Newspaper article The Evening Standard (London, England)

A Master Pushing the Boundaries: How Kubrick's Brilliance Is Seen from All Angles

Newspaper article The Evening Standard (London, England)

A Master Pushing the Boundaries: How Kubrick's Brilliance Is Seen from All Angles

Article excerpt

Byline: David Sexton The Viewer

The Directors: Stanley Kubrick Sky Arts, 8pm ARTS documentaries don't need to be arty themselves indeed, they'd better not be. So welcome back to The Directors, the Sky Arts film strand, admirably four-square in its approach, which starts a second series tonight.

The format couldn't be simpler a straightforward chronological runthrough of the career of a film-maker, showing clips of his films, introduced by a handful of alternating critics, expressing enthusiasm mostly. In an hour there's hardly time for reservations nor any call for them, since it's hard enough to get helpful, informative programmes about the arts such as this made and broadcast, even making the greatest possible claims for their subjects, let alone questioning their status. As it is, the show functions nicely as a brisk anthology of Kubrick teeing you up for the screening of 2001 that follows on Sky Arts at 9pm tonight.

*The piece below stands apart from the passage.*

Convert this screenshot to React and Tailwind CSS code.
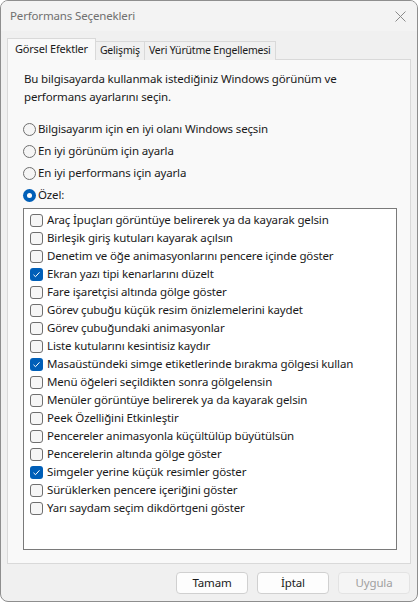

Stanley Kubrick, born in New York in 1928, began his career as a still photographer. He made 13 feature films, starting with Fear and Desire in 1953 and reaching Hollywood big-time with the preposterous Kirk Douglas epic, Spartacus, in 1960. After that, he moved to Britain: Lolita followed in 1962, Dr Strangelove, or How I Learned to Stop Worrying and Love the Bomb, in 1963, and 2001: A Space Odyssey in 1968.

By this time, each of Kubrick's films was a major cultural event. Five more followed: A Clockwork Orange in 1971; Barry Lyndon in 1975; The Shining, his best work, thanks to the horrid vivacity of Jack Nicholson, even though Stephen King turned against it, in 1980; Full Metal Jacket in 1987; and then, finally, after a long hiatus, the unfortunate Eyes Wide Shut in 1999. Six days after a private screening of the final cut, he died of a heart attack, aged 70.

The critics guiding us through this memorable sequence are veterans of this paper, Derek Malcolm and Neil Norman, plus reviewer Stephen Armstrong and the fluent Ian Nathan of Empire magazine, these four white men being ably led by the cultural commentator Bonnie Greer, who seems notably well informed about the history of Kubrick's work. …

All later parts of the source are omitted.